To form a composite function, you have two functions, let's call them \( f(x) \) and \( g(x) \). If you apply \( f(x) \) first and then \( g(x) \), the result is written as \( g(f(x)) \). The output of \( f(x) \) is the input for \( g(x) \).
This concept is often used in situations like our car pricing example, where you want to apply both a discount and a rebate. You first calculate one, then use that result in the other calculation. In the exercise, applying the discount before the rebate involves using \( f(x) \) followed by \( g(x) \). Conversely, applying the rebate before the discount is \( f(g(x)) \).
Using composite functions helps to understand how changing the order of operations affects the final result. Depending on the order, you might end up with a different price for the car by around a few hundred dollars.

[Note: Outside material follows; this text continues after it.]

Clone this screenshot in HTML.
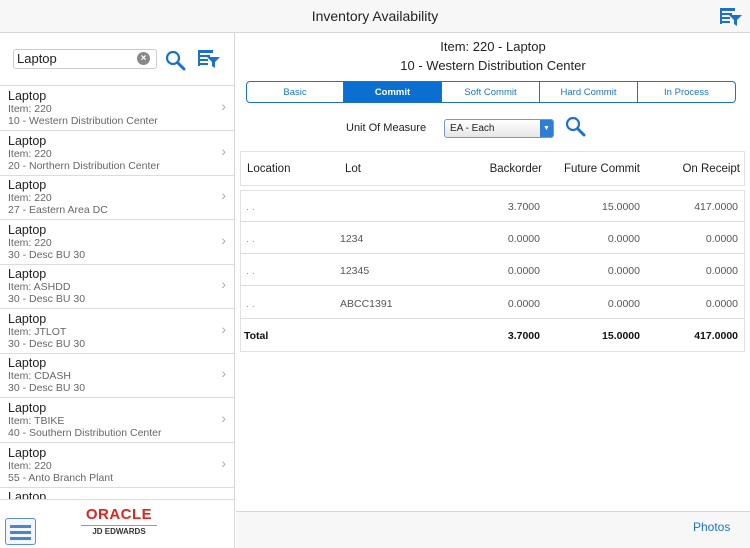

In our car pricing scenario, two types of price reductions are applied: a discount and a rebate. Understanding their roles is crucial for calculating the actual cost of an item, especially something as pricey as a car.

• Discount: This is a percentage reduction off the list price offered directly by the dealer. In this case, the car dealer offers a 10\(\%\) discount. The formula to calculate the discount is \( f(x) = 0.90x \). Here, \(x\) represents the original price of the car.
• Rebate: Unlike a discount, a rebate is usually a fixed amount subtracted from the item's price, often provided by the manufacturer. Here, the rebate is \$2000, and the rebate function is \( g(x) = x - 2000 \).

Each component affects the final price differently. The sequence of applying these functions (first discount, then rebate, or vice versa) can also change the final cost. Thus, knowing and applying these functions correctly is essential for accurate financial calculations.

Function notation is a way to represent functions that makes it clear which operation is being performed on which variable. It uses the format \( f(x) \), where \( f \) is the name of the function, and \( x \) is the input variable.

• This notation helps in understanding what input goes into the function and what kind of output is expected. For instance, \( f(x) = 0.90x \) tells us that this function takes \(x\), multiplies it by 0.90, and gives the result as output. This represents our 10\(\%\) discount scenario.
• In our example, the functions \( f(x) \) and \( g(x) \) are set to run sequentially over the price of a car. First, the output of \( f(18000) = 16200 \) becomes the new input for \( g(x) \), thus simplifying complex operations.

Using function notation helps students break down complex problems into simpler, more manageable parts. It ensures mathematical expressions are clear and concise, avoiding confusion and enhancing problem-solving skills.